**Exercise brief**. Scan the records below for the line with "Rebuild this screenshot" and the line with "export default App;", and retype that range exactly, both ends included, pictures excepted.

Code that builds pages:
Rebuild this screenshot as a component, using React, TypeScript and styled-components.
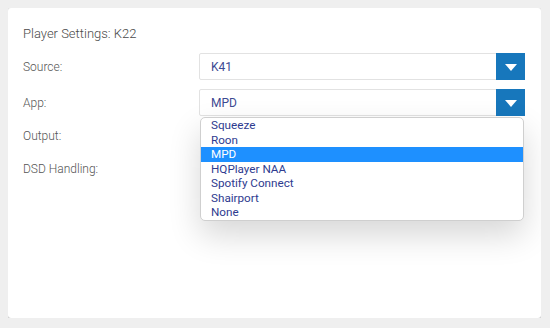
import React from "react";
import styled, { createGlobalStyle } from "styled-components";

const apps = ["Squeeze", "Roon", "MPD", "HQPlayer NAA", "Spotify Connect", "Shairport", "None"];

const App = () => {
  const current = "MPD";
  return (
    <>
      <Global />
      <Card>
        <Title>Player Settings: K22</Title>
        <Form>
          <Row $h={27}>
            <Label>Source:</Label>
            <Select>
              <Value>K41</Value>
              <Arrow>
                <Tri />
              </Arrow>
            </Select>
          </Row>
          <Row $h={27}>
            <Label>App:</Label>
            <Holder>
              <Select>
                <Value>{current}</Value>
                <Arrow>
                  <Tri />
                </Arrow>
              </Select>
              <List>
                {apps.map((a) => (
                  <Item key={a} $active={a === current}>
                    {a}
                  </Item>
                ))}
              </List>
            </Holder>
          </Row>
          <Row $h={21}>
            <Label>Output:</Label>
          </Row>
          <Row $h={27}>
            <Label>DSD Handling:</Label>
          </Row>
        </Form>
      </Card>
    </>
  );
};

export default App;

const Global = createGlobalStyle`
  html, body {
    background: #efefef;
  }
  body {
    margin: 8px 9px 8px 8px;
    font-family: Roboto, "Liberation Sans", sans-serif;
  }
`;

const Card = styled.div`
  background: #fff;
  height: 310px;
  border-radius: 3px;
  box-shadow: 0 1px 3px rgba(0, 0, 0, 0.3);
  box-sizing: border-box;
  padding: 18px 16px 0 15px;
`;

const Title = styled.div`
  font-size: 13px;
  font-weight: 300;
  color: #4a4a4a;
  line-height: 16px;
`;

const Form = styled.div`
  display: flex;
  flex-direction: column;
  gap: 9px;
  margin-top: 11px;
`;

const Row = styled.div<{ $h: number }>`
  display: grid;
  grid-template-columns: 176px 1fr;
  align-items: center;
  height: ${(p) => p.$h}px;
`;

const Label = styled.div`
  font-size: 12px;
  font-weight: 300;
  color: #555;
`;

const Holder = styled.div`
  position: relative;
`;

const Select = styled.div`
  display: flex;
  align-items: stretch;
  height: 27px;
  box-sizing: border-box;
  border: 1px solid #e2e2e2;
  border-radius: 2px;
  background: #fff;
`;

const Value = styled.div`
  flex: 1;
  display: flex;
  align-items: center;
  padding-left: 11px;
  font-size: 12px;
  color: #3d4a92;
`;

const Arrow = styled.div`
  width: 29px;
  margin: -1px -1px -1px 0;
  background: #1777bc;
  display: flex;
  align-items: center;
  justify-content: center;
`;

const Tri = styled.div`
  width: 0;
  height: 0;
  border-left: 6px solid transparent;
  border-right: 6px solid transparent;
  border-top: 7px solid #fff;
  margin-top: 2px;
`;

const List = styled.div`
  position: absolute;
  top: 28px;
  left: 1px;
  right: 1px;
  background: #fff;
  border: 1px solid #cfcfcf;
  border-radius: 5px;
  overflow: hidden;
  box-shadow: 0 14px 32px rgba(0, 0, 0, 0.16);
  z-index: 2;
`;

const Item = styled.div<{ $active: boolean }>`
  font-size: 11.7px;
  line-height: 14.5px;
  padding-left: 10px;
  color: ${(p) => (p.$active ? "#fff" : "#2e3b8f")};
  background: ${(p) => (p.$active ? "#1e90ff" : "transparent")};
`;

---

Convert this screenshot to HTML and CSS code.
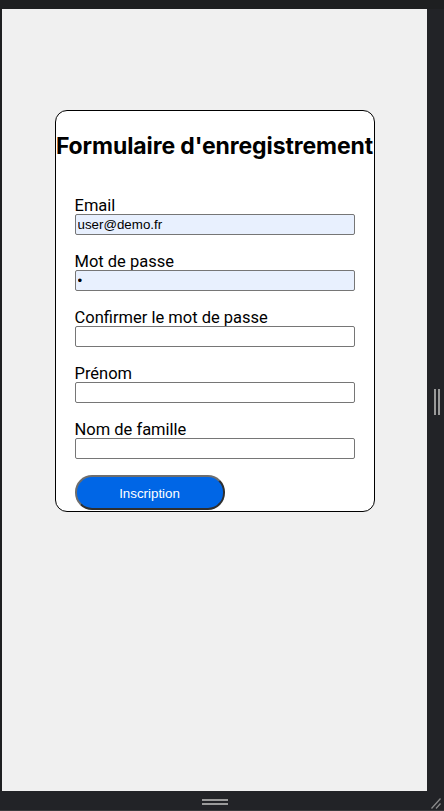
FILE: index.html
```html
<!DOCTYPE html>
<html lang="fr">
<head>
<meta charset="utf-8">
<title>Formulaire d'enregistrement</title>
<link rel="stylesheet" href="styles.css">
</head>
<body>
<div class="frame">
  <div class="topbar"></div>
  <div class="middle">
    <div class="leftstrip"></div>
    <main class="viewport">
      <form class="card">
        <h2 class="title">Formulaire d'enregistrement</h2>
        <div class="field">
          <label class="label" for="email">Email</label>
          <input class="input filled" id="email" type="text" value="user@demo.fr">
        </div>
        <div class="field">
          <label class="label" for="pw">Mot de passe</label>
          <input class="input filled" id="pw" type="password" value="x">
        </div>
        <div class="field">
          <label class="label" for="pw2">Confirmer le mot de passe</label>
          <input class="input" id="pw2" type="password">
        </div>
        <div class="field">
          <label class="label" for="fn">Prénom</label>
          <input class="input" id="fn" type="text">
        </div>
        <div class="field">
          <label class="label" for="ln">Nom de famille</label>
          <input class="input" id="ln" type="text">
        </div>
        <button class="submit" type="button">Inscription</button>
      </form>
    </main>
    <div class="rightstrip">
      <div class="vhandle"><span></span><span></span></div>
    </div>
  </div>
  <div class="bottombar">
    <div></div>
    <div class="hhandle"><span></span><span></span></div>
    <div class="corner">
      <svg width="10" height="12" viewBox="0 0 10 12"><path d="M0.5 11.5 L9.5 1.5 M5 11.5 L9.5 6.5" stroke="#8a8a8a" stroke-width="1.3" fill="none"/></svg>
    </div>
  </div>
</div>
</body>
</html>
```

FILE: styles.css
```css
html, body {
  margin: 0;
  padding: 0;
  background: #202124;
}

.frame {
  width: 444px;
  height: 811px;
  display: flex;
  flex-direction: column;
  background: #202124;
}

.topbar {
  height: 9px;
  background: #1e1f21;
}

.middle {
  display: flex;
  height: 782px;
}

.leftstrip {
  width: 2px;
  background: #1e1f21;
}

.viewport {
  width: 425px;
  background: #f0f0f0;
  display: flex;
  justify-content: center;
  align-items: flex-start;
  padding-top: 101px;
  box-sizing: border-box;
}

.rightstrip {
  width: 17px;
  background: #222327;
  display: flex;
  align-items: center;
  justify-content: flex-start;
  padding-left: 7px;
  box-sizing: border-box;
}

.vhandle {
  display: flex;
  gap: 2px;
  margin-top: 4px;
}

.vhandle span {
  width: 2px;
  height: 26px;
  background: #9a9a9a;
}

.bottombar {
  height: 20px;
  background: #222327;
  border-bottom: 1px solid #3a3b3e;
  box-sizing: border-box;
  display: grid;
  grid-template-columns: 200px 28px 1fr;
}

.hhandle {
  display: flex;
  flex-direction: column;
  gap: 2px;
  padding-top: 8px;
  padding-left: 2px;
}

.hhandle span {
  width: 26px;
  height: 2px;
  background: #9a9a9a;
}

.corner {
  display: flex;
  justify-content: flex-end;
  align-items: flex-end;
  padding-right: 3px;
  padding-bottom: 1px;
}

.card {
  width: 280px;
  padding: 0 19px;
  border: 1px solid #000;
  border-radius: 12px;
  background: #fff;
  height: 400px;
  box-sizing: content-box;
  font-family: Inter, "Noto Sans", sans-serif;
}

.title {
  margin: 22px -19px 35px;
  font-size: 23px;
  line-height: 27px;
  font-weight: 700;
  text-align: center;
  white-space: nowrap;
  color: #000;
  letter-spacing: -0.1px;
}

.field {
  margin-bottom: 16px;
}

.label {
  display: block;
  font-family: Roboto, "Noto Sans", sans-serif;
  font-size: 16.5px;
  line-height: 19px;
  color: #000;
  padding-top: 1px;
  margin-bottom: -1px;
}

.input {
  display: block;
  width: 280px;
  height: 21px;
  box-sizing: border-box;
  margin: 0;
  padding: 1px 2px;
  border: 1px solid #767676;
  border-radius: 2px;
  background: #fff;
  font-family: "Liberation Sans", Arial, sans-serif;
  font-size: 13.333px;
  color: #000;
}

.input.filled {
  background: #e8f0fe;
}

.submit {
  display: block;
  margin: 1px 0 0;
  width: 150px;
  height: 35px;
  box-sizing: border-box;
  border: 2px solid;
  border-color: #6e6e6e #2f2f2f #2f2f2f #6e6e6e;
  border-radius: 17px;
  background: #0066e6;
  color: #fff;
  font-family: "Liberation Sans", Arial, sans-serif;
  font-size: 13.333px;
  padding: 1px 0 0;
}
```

**Exercise output**.
Rebuild this screenshot as a component, using React, TypeScript and styled-components.
import React from "react";
import styled, { createGlobalStyle } from "styled-components";

const apps = ["Squeeze", "Roon", "MPD", "HQPlayer NAA", "Spotify Connect", "Shairport", "None"];

const App = () => {
  const current = "MPD";
  return (
    <>
      <Global />
      <Card>
        <Title>Player Settings: K22</Title>
        <Form>
          <Row $h={27}>
            <Label>Source:</Label>
            <Select>
              <Value>K41</Value>
              <Arrow>
                <Tri />
              </Arrow>
            </Select>
          </Row>
          <Row $h={27}>
            <Label>App:</Label>
            <Holder>
              <Select>
                <Value>{current}</Value>
                <Arrow>
                  <Tri />
                </Arrow>
              </Select>
              <List>
                {apps.map((a) => (
                  <Item key={a} $active={a === current}>
                    {a}
                  </Item>
                ))}
              </List>
            </Holder>
          </Row>
          <Row $h={21}>
            <Label>Output:</Label>
          </Row>
          <Row $h={27}>
            <Label>DSD Handling:</Label>
          </Row>
        </Form>
      </Card>
    </>
  );
};

export default App;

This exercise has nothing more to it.